China has been battling the spread of infection that has surpassed the global reach of the Severe Acute Respiratory Syndrome (SARS) outbreak of 2002-03.
Authorities suspect the disease originated in a wild animal market in the central city of Wuhan, and told the World Health Organisation about the new virus on the last day of 2019.
A day later, eight people were punished by police after claiming online that Wuhan was in the grip of a fresh SARS outbreak.
The group were reprimanded for “publishing or forwarding false information on the internet without verification”, a police statement at the time said. But Supreme Court judge Tang Xinghua wrote Wednesday that officers should have been more lenient.
“If the public had believed these ‘rumours’ at the time, and carried out measures like wearing masks, strictly disinfecting and avoiding wildlife markets... it might have been a good thing,” he said.
Tang said the indiscriminate crackdown on online rumours could have “become negative textbook material for weakening public trust in the government” or a “vicious event” eroding support for the Communist party.

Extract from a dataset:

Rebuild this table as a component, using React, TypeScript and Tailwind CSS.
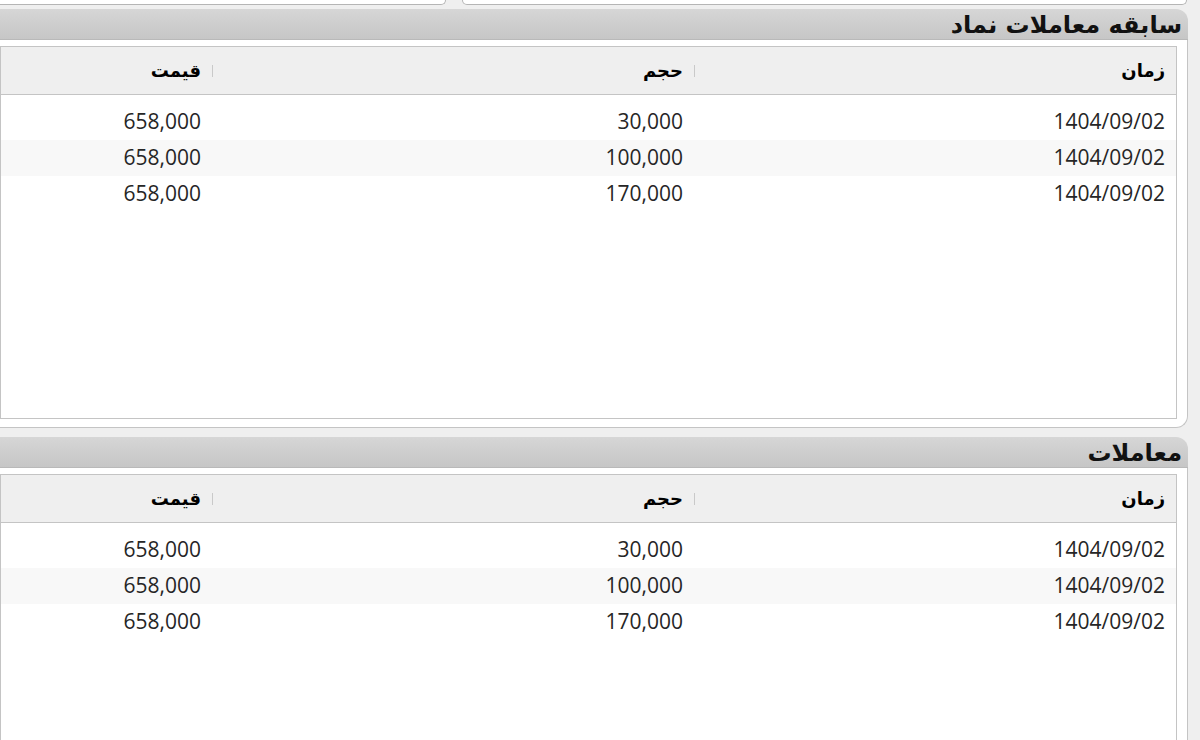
import React from "react";

type Trade = { time: string; volume: string; price: string };

const trades: Trade[] = [
    { time: "1404/09/02", volume: "30,000", price: "658,000" },
    { time: "1404/09/02", volume: "100,000", price: "658,000" },
    { time: "1404/09/02", volume: "170,000", price: "658,000" },
];

const columns = ["زمان", "حجم", "قیمت"];

const faFont = { fontFamily: '"DejaVu Sans", sans-serif' };
const numFont = { fontFamily: '"Open Sans", "Liberation Sans", sans-serif' };

const TradeGrid: React.FC<{ rows: Trade[] }> = ({ rows }) => (
    <div className="flex-1 flex flex-col border border-[#c4c4c4] bg-white overflow-hidden">
        <div className="h-[48px] shrink-0 flex bg-[#efefef] border-b border-[#c4c4c4]">
            {columns.map((c) => (
                <div key={c} className="w-[482px] shrink-0 flex items-center justify-between pr-[11px]">
                    <span className="text-[18px] font-bold text-black" style={faFont}>
                        {c}
                    </span>
                    <span className="w-px h-[12px] bg-[#c9c9c9]" />
                </div>
            ))}
        </div>
        <div className="pt-[9px] flex flex-col">
            {rows.map((r, i) => (
                <div key={i} className={`h-[36px] flex ${i % 2 === 1 ? "bg-[#f8f8f8]" : "bg-white"}`}>
                    {[r.time, r.volume, r.price].map((v, j) => (
                        <div key={j} className="w-[482px] shrink-0 flex items-center pr-[11px]">
                            <span dir="ltr" className="text-[21px] text-[#262626]" style={numFont}>
                                {v}
                            </span>
                        </div>
                    ))}
                </div>
            ))}
        </div>
    </div>
);

const Panel: React.FC<{ title: string; rows: Trade[] }> = ({ title, rows }) => (
    <section className="h-[419px] shrink-0 flex flex-col mr-[12px]">
        <div className="h-[31px] shrink-0 flex items-center pr-[6px] pt-[2px] rounded-tr-[12px] bg-gradient-to-b from-[#d6d6d6] to-[#c6c6c6] border-b border-[#b9b9b9]">
            <h2 className="text-[24px] font-bold text-[#111] leading-none" style={faFont}>
                {title}
            </h2>
        </div>
        <div className="flex-1 flex flex-col pt-[6px] pr-[10px] pb-[8px] bg-white border-r border-b border-[#c4c4c4] rounded-br-[12px]">
            <TradeGrid rows={rows} />
        </div>
    </section>
);

export default function App() {
    return (
        <div dir="rtl" className="w-[1200px] h-[740px] overflow-hidden bg-[#efefef] flex flex-col">
            {/* bottoms of the panels above, cut off by the screenshot */}
            <div className="h-[5px] shrink-0 flex gap-[16px] mr-[13px]">
                <div className="w-[725px] shrink-0 bg-white border-x border-b border-[#b5b5b5] rounded-b-[8px]" />
                <div className="w-[800px] shrink-0 bg-white border-x border-b border-[#b5b5b5] rounded-b-[8px]" />
            </div>
            <div className="h-[4px] shrink-0" />
            <Panel title="سابقه معاملات نماد" rows={trades} />
            <div className="h-[9px] shrink-0" />
            <Panel title="معاملات" rows={trades} />
        </div>
    );
}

Wuhan police responded in a post on the social media platform Weibo that they had only given “education and criticism” to the eight and had not meted out harsher punishment such as “warnings, fines, or detention.” But some users were unhappy with the reply, with one demanding the police apologise and asking: “Is it so hard to acknowledge you have done wrong?” The novel coronavirus outbreak has killed at least 200 people and infected around 9,000 others. Authorities in Wuhan have already been criticised online for withholding information about the infection until the end of last year, despite knowing about the new illness weeks earlier.